Problem to work on: Write out the entire listing below exactly, with the pictures left out.

Data excerpt:
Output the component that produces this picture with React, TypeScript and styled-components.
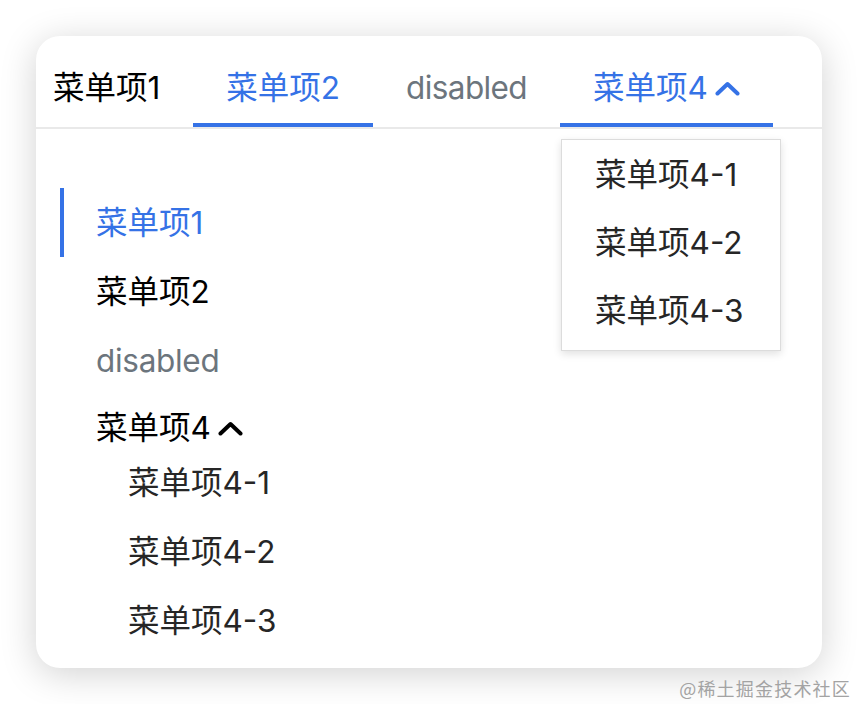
import React from "react";
import styled, { createGlobalStyle } from "styled-components";

const BLUE = "#3572e6";
const FS = "31.5px";

const GlobalStyle = createGlobalStyle`
  html, body {
    margin: 0;
    padding: 0;
    background: #ffffff;
  }
  body {
    font-family: Inter, "Noto Sans CJK SC", sans-serif;
    -webkit-font-smoothing: antialiased;
  }
  * { box-sizing: border-box; }
`;

const Page = styled.div`
  position: relative;
  width: 858px;
  height: 704px;
  padding: 36px;
  overflow: hidden;
`;

const Card = styled.div`
  width: 786px;
  height: 632px;
  background: #fff;
  border-radius: 24px;
  box-shadow: 0 6px 36px rgba(0, 0, 0, 0.18);
`;

const HMenu = styled.ul`
  display: flex;
  margin: 0;
  padding: 0 0 0 17px;
  list-style: none;
  border-bottom: 2px solid #e9e9e9;
`;

type Tone = "normal" | "active" | "disabled";

const toneColor = (t: Tone) =>
  t === "active" ? BLUE : t === "disabled" ? "#6c757d" : "#000";

const Tab = styled.li<{ $tone: Tone; $underline?: boolean }>`
  position: relative;
  display: flex;
  align-items: center;
  height: 91px;
  padding: 17px 33px 0;
  font-size: ${FS};
  line-height: 40px;
  letter-spacing: ${(p) => (p.$tone === "disabled" ? "-0.6px" : "0")};
  color: ${(p) => toneColor(p.$tone)};
  border-bottom: 4px solid ${(p) => (p.$underline ? BLUE : "transparent")};
  white-space: nowrap;
  &:first-child {
    padding-left: 0;
  }
`;

const Chevron = styled.svg<{ $color: string }>`
  display: block;
  margin-left: 7px;
  color: ${(p) => p.$color};
`;

const ChevronUp = ({ color }: { color: string }) => (
  <Chevron $color={color} width="25" height="15" viewBox="0 0 25 15">
    <polyline
      points="2.5,12.5 12.5,3 22.5,12.5"
      fill="none"
      stroke="currentColor"
      strokeWidth="4"
      strokeLinecap="round"
      strokeLinejoin="round"
    />
  </Chevron>
);

const Dropdown = styled.ul`
  position: absolute;
  top: calc(100% + 16px);
  left: 1px;
  width: 220px;
  margin: 0;
  padding: 1px 0 5px;
  list-style: none;
  background: #fff;
  border: 1px solid #dcdcdc;
  box-shadow: 0 3px 8px rgba(0, 0, 0, 0.12);
  letter-spacing: 0;
  z-index: 2;
`;

const DropItem = styled.li`
  height: 68px;
  display: flex;
  align-items: center;
  padding-left: 33px;
  font-size: ${FS};
  line-height: 40px;
  color: #262626;
`;

const VMenu = styled.ul`
  margin: 0;
  padding: 59px 0 0 24px;
  list-style: none;
`;

const VItem = styled.li<{ $tone: Tone }>`
  display: flex;
  align-items: center;
  height: 69px;
  padding-left: 32px;
  font-size: ${FS};
  line-height: 40px;
  letter-spacing: ${(p) => (p.$tone === "disabled" ? "-0.3px" : "0")};
  color: ${(p) => toneColor(p.$tone)};
  border-left: 4px solid ${(p) => (p.$tone === "active" ? BLUE : "transparent")};
`;

const SubBlock = styled.li`
  display: flex;
  flex-direction: column;
`;

const SubTitle = styled.div`
  display: flex;
  align-items: flex-start;
  height: 53px;
  padding: 13px 0 0 36px;
  font-size: ${FS};
  line-height: 40px;
  color: #000;
  & > svg {
    margin-top: 13px;
  }
`;

const SubList = styled.ul`
  margin: 0;
  padding: 0;
  list-style: none;
`;

const SubItem = styled.li`
  display: flex;
  align-items: center;
  height: 69px;
  padding-left: 68px;
  font-size: ${FS};
  line-height: 40px;
  color: #262626;
`;

const Watermark = styled.div`
  position: absolute;
  right: 7px;
  top: 675px;
  font-family: "Noto Sans CJK SC", sans-serif;
  font-size: 18px;
  line-height: 26px;
  letter-spacing: 1.2px;
  color: #a3a3a3;
`;

const subs = ["菜单项4-1", "菜单项4-2", "菜单项4-3"];

export default function App() {
  return (
    <>
      <GlobalStyle />
      <Page>
        <Card>
          <HMenu>
            <Tab $tone="normal">菜单项1</Tab>
            <Tab $tone="active" $underline>
              菜单项2
            </Tab>
            <Tab $tone="disabled">disabled</Tab>
            <Tab $tone="active" $underline>
              菜单项4
              <ChevronUp color={BLUE} />
              <Dropdown>
                {subs.map((s) => (
                  <DropItem key={s}>{s}</DropItem>
                ))}
              </Dropdown>
            </Tab>
          </HMenu>
          <VMenu>
            <VItem $tone="active">菜单项1</VItem>
            <VItem $tone="normal">菜单项2</VItem>
            <VItem $tone="disabled">disabled</VItem>
            <SubBlock>
              <SubTitle>
                菜单项4
                <ChevronUp color="#000" />
              </SubTitle>
              <SubList>
                {subs.map((s) => (
                  <SubItem key={s}>{s}</SubItem>
                ))}
              </SubList>
            </SubBlock>
          </VMenu>
        </Card>
        <Watermark>@稀土掘金技术社区</Watermark>
      </Page>
    </>
  );
}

Completed task:
Output the component that produces this picture with React, TypeScript and styled-components.
import React from "react";
import styled, { createGlobalStyle } from "styled-components";

const BLUE = "#3572e6";
const FS = "31.5px";

const GlobalStyle = createGlobalStyle`
  html, body {
    margin: 0;
    padding: 0;
    background: #ffffff;
  }
  body {
    font-family: Inter, "Noto Sans CJK SC", sans-serif;
    -webkit-font-smoothing: antialiased;
  }
  * { box-sizing: border-box; }
`;

const Page = styled.div`
  position: relative;
  width: 858px;
  height: 704px;
  padding: 36px;
  overflow: hidden;
`;

const Card = styled.div`
  width: 786px;
  height: 632px;
  background: #fff;
  border-radius: 24px;
  box-shadow: 0 6px 36px rgba(0, 0, 0, 0.18);
`;

const HMenu = styled.ul`
  display: flex;
  margin: 0;
  padding: 0 0 0 17px;
  list-style: none;
  border-bottom: 2px solid #e9e9e9;
`;

type Tone = "normal" | "active" | "disabled";

const toneColor = (t: Tone) =>
  t === "active" ? BLUE : t === "disabled" ? "#6c757d" : "#000";

const Tab = styled.li<{ $tone: Tone; $underline?: boolean }>`
  position: relative;
  display: flex;
  align-items: center;
  height: 91px;
  padding: 17px 33px 0;
  font-size: ${FS};
  line-height: 40px;
  letter-spacing: ${(p) => (p.$tone === "disabled" ? "-0.6px" : "0")};
  color: ${(p) => toneColor(p.$tone)};
  border-bottom: 4px solid ${(p) => (p.$underline ? BLUE : "transparent")};
  white-space: nowrap;
  &:first-child {
    padding-left: 0;
  }
`;

const Chevron = styled.svg<{ $color: string }>`
  display: block;
  margin-left: 7px;
  color: ${(p) => p.$color};
`;

const ChevronUp = ({ color }: { color: string }) => (
  <Chevron $color={color} width="25" height="15" viewBox="0 0 25 15">
    <polyline
      points="2.5,12.5 12.5,3 22.5,12.5"
      fill="none"
      stroke="currentColor"
      strokeWidth="4"
      strokeLinecap="round"
      strokeLinejoin="round"
    />
  </Chevron>
);

const Dropdown = styled.ul`
  position: absolute;
  top: calc(100% + 16px);
  left: 1px;
  width: 220px;
  margin: 0;
  padding: 1px 0 5px;
  list-style: none;
  background: #fff;
  border: 1px solid #dcdcdc;
  box-shadow: 0 3px 8px rgba(0, 0, 0, 0.12);
  letter-spacing: 0;
  z-index: 2;
`;

const DropItem = styled.li`
  height: 68px;
  display: flex;
  align-items: center;
  padding-left: 33px;
  font-size: ${FS};
  line-height: 40px;
  color: #262626;
`;

const VMenu = styled.ul`
  margin: 0;
  padding: 59px 0 0 24px;
  list-style: none;
`;

const VItem = styled.li<{ $tone: Tone }>`
  display: flex;
  align-items: center;
  height: 69px;
  padding-left: 32px;
  font-size: ${FS};
  line-height: 40px;
  letter-spacing: ${(p) => (p.$tone === "disabled" ? "-0.3px" : "0")};
  color: ${(p) => toneColor(p.$tone)};
  border-left: 4px solid ${(p) => (p.$tone === "active" ? BLUE : "transparent")};
`;

const SubBlock = styled.li`
  display: flex;
  flex-direction: column;
`;

const SubTitle = styled.div`
  display: flex;
  align-items: flex-start;
  height: 53px;
  padding: 13px 0 0 36px;
  font-size: ${FS};
  line-height: 40px;
  color: #000;
  & > svg {
    margin-top: 13px;
  }
`;

const SubList = styled.ul`
  margin: 0;
  padding: 0;
  list-style: none;
`;

const SubItem = styled.li`
  display: flex;
  align-items: center;
  height: 69px;
  padding-left: 68px;
  font-size: ${FS};
  line-height: 40px;
  color: #262626;
`;

const Watermark = styled.div`
  position: absolute;
  right: 7px;
  top: 675px;
  font-family: "Noto Sans CJK SC", sans-serif;
  font-size: 18px;
  line-height: 26px;
  letter-spacing: 1.2px;
  color: #a3a3a3;
`;

const subs = ["菜单项4-1", "菜单项4-2", "菜单项4-3"];

export default function App() {
  return (
    <>
      <GlobalStyle />
      <Page>
        <Card>
          <HMenu>
            <Tab $tone="normal">菜单项1</Tab>
            <Tab $tone="active" $underline>
              菜单项2
            </Tab>
            <Tab $tone="disabled">disabled</Tab>
            <Tab $tone="active" $underline>
              菜单项4
              <ChevronUp color={BLUE} />
              <Dropdown>
                {subs.map((s) => (
                  <DropItem key={s}>{s}</DropItem>
                ))}
              </Dropdown>
            </Tab>
          </HMenu>
          <VMenu>
            <VItem $tone="active">菜单项1</VItem>
            <VItem $tone="normal">菜单项2</VItem>
            <VItem $tone="disabled">disabled</VItem>
            <SubBlock>
              <SubTitle>
                菜单项4
                <ChevronUp color="#000" />
              </SubTitle>
              <SubList>
                {subs.map((s) => (
                  <SubItem key={s}>{s}</SubItem>
                ))}
              </SubList>
            </SubBlock>
          </VMenu>
        </Card>
        <Watermark>@稀土掘金技术社区</Watermark>
      </Page>
    </>
  );
}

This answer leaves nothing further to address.